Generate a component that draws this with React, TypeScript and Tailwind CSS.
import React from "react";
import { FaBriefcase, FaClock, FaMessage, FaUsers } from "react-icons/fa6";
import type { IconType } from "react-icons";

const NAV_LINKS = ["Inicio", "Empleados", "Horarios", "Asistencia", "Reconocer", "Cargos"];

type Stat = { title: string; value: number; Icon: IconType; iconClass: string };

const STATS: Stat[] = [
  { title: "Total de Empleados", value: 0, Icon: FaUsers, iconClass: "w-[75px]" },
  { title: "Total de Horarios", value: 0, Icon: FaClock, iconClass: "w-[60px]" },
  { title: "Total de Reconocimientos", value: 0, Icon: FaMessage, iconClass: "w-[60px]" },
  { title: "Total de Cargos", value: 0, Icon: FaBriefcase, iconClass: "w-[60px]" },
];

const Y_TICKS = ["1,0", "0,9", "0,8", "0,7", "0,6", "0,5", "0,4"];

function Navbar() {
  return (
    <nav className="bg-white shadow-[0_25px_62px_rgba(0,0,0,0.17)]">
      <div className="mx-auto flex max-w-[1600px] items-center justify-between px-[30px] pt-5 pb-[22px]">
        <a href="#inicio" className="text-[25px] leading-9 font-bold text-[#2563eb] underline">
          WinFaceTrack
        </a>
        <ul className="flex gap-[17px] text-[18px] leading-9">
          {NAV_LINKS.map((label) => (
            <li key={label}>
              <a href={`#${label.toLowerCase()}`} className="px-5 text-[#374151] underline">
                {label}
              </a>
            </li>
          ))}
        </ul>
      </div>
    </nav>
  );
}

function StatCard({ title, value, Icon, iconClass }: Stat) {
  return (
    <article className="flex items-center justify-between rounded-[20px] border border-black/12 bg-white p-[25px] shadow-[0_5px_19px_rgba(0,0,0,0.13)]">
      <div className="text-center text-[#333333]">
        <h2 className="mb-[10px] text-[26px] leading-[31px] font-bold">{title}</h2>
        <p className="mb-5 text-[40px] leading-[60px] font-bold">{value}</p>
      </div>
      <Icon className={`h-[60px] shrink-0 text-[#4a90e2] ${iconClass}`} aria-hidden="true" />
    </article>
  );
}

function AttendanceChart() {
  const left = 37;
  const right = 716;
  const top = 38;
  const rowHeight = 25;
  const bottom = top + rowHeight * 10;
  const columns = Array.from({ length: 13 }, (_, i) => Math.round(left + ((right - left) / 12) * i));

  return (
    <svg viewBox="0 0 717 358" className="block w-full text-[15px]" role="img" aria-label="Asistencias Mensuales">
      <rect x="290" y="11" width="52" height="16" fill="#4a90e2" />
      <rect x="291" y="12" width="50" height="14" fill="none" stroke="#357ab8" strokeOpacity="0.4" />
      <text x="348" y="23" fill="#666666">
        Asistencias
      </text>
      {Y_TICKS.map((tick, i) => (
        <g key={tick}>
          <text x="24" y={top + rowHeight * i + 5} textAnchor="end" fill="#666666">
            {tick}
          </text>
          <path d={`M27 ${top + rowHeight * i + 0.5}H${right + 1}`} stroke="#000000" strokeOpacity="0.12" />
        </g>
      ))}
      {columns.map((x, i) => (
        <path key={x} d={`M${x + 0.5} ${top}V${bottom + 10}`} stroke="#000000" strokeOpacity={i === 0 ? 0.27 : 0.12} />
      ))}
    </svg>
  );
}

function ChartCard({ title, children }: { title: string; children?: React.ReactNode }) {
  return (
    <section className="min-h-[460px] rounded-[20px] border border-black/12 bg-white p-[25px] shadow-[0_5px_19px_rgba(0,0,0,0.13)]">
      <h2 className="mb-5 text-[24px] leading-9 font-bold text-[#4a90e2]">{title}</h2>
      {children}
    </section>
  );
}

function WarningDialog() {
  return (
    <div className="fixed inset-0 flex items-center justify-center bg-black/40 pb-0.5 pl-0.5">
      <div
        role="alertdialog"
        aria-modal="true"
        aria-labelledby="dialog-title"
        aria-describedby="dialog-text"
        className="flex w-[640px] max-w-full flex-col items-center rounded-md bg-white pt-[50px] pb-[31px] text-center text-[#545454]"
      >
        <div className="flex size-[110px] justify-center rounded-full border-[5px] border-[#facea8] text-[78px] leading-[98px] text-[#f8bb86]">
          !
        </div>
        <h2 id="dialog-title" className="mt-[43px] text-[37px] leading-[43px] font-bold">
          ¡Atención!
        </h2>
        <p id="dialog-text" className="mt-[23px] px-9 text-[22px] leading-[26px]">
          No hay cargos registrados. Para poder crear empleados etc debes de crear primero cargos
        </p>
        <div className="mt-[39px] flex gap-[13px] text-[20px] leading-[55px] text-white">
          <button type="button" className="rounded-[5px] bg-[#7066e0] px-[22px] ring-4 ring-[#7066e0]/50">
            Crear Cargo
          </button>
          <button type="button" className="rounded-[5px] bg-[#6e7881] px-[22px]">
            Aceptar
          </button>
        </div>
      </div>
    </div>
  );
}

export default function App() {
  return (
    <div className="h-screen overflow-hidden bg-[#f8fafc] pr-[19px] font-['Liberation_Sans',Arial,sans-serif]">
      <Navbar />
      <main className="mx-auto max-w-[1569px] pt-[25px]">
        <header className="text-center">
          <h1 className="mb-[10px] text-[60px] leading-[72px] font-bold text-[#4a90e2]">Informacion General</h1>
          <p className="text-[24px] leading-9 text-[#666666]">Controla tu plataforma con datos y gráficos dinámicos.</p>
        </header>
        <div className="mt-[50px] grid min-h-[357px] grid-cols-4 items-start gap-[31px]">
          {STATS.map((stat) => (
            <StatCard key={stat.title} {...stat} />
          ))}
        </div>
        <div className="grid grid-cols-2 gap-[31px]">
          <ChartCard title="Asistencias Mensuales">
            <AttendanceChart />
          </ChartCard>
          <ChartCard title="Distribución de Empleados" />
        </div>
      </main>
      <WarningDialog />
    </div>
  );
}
^^^^^^^^^^^^^^^^
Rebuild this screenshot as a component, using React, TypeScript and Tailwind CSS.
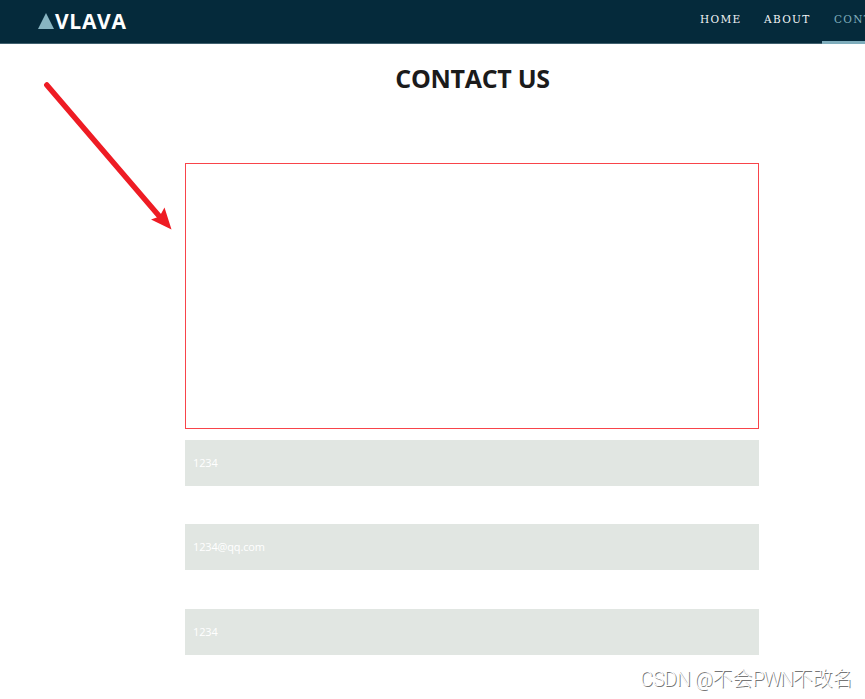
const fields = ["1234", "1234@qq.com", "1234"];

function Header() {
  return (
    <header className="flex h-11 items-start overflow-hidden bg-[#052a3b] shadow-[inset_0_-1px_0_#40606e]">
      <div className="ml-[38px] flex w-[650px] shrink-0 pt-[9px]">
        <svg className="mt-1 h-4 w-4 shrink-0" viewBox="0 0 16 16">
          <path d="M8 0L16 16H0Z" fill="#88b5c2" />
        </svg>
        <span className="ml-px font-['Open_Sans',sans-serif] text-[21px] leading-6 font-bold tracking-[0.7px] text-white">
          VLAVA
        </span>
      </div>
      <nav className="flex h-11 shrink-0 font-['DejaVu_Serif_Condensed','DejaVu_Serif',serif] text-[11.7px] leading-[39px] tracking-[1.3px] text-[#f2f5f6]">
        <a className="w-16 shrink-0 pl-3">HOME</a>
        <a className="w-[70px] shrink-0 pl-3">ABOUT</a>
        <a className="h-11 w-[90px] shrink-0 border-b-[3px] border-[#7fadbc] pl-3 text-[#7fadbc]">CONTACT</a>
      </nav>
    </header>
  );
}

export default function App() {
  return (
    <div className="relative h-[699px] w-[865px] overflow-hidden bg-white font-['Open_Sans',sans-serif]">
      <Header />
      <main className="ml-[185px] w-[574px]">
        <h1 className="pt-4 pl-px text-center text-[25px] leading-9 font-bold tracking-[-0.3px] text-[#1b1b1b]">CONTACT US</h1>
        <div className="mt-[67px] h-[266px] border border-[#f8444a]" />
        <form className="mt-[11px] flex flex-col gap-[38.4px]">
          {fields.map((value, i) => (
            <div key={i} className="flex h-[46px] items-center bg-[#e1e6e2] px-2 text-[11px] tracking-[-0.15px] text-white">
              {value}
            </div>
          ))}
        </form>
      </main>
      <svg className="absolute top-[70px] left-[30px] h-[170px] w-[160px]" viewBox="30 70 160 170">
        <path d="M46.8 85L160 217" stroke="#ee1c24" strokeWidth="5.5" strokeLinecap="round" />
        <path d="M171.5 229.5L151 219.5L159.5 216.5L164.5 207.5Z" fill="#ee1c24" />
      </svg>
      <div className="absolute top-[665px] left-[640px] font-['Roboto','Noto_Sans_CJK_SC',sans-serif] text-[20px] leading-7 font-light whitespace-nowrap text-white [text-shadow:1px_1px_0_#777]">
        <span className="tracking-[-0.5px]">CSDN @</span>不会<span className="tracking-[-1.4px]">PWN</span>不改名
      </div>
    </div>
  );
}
^^^^^^^^^^^^^^^^
Keep both end lines and retype everything in the records above from the line containing "Generate a component" through the line containing "string; value: number;", exactly, with nothing else.

Generate a component that draws this with React, TypeScript and Tailwind CSS.
import React from "react";
import { FaBriefcase, FaClock, FaMessage, FaUsers } from "react-icons/fa6";
import type { IconType } from "react-icons";

const NAV_LINKS = ["Inicio", "Empleados", "Horarios", "Asistencia", "Reconocer", "Cargos"];

type Stat = { title: string; value: number; Icon: IconType; iconClass: string };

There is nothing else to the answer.